When built with a C++11 compiler, uniform initializer lists may be used in various places to specify attribute lists:

using etree::Element;
using etree::SubElement;
Element make_status_msg()
{
    Element msg("status", {
        {"first-attribute",          "first-value"},
        {"{urn:some-namepace}attr2", "second-value"}
    });
    SubElement(msg, "system-load").text(get_system_load());
    return msg;
}

The etree::feed namespace includes an incomplete RSS/ATOM feed parser/generator. It is a work in progress, but can already parse some basic pieces.

Text handing

Text passed to the API is assumed to be in UTF-8 format. Text returned by the API is in UTF-8 format wrapped in a std::string.

Thread safety

The library and underlying libxml2 implementation are thread safe in that determistic behavior is guaranteed only so long as library objects aren't shared among threads. This is due to the library internally performing unlocked reference counting using the underlying libxml2 DOM structures.

It is only possible to achieve thread safe behaviour if a single thread at a time is considered owner for all live objects referencing a given document. For a thread to pass an object to another thread, it must relinquish all remaining references it holds on that document beforehand.

Building

cpp-ElementTree consists of two files: element.hpp and element.cpp. The implementation file must be linked against libxml2 somehow during the build.

The etree::feed implementation relies on various POSIX-related time parsing functions that aren't found on Windows. In order to avoid a large external dependency (e.g. Boost), etree::feed is UNIX-only for the time being.

Horrors

Given the choice of repeatedly heap-allocating potentially short-lived proxies, or casting a void * for use as an integer, the latter path was chosen.

Object Sizes

Element objects are one word, i.e. 8 bytes on 64bit, and may be copied very cheaply. Copying an element copies only this word and causes a reference count to be incremented.

Reference Counting

Element, ElementTree and AttrMap each call ref() during construction and unref() during destruction.

When called on a non-document node, ref() treats the node's private user data pointer as an integer and increments it. If it was previously 0, ref() calls ref() again on the node's document.

When called on a non-documnt node, unref() decrements the pointer. When it reaches 0, unref() calls unref() again on the node's document.

When unref() on a document node reaches zero, ::xmlFreeDoc() is invoked to destroy the document.

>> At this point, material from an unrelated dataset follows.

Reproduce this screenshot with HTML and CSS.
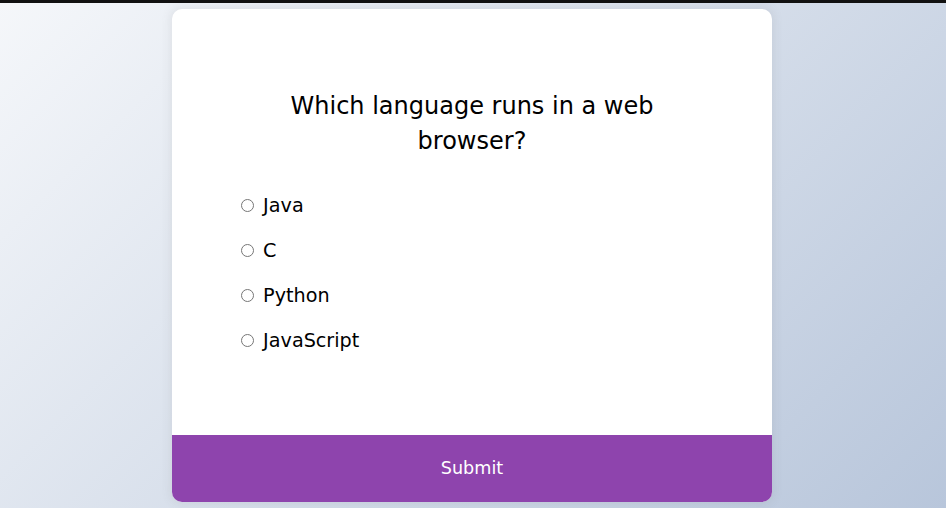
FILE: index.html
```html
<!DOCTYPE html>
<html lang="en">
<head>
  <meta charset="UTF-8" />
  <title>Quiz</title>
  <link rel="stylesheet" href="styles.css">
</head>
<body>

<div class="quiz-container" id="quiz">
  <div class="quiz-header">
    <h2 id="question">Which language runs in a web browser?</h2>
    <ul>
      <li>
        <input type="radio" name="answer" id="a" class="answer">
        <label for="a" id="a_text">Java</label>
      </li>
      <li>
        <input type="radio" name="answer" id="b" class="answer">
        <label for="b" id="b_text">C</label>
      </li>
      <li>
        <input type="radio" name="answer" id="c" class="answer">
        <label for="c" id="c_text">Python</label>
      </li>
      <li>
        <input type="radio" name="answer" id="d" class="answer">
        <label for="d" id="d_text">JavaScript</label>
      </li>
    </ul>
  </div>
  <button id="submit">Submit</button>
</div>

</body>
</html>
```

FILE: styles.css
```css
* {
  box-sizing: border-box;
}
body {
  background: #b8c6db;
  background-image: linear-gradient(315deg, #b8c6db 0%, #f5f7fa 100%);
  font-family: "DejaVu Sans", sans-serif;
  display: flex;
  align-items: center;
  justify-content: center;
  height: 100vh;
  overflow: hidden;
  margin: 0;
  border-top: 3px solid #111;
}
.quiz-container {
  background-color: #fff;
  border-radius: 10px;
  box-shadow: 0 0 10px 2px rgba(100, 100, 100, 0.1);
  width: 600px;
  margin-right: 2px;
  overflow: hidden;
}
.quiz-header {
  padding: 4rem;
}
h2 {
  padding: 1rem;
  text-align: center;
  margin: 0;
  font-size: 24px;
  font-weight: 500;
  line-height: 35px;
}
ul {
  list-style-type: none;
  padding: 0;
}
ul li {
  font-size: 1.2rem;
  line-height: 29px;
  margin: 1rem 0;
}
ul li label {
  cursor: pointer;
}
button {
  background-color: #8e44ad;
  color: #fff;
  border: none;
  display: block;
  width: 100%;
  cursor: pointer;
  font-size: 1.1rem;
  font-family: inherit;
  line-height: 1.5;
  padding: 1.3rem;
}
button:hover {
  background-color: #732d91;
}
```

Due to this approach, it is possible to update a node's associated document (e.g. during append(), remove(), graft()) without having to update every Element value in existence, since regardless of how many exist, only one ref() was ever called on the node document. Once an element has moved to a new document, the mutation function need only call unref() once on the old document and ref() once on the new document.

TODO

Remove items from Horrors section.
Use libxml2 parser string interning.
Preserve namespace prefixes better.
Disable libxml2 stderr logs (seemingly requires TLS tricks).
Fix up const usage everywhere (findall/removeall/etc)
Internally copy XPathContext for each thread (e.g. boost::thread_local_ptr)
etree::tostring() should copy up namespaces to subelements like lxml
Make child/attr iterators mutation-safe
Handle comments better.
Rewrite & better tests for Element::graft().
reparent() must update refcounts when the document has changed, if there are any exitent Elements for deeply nested child nodes.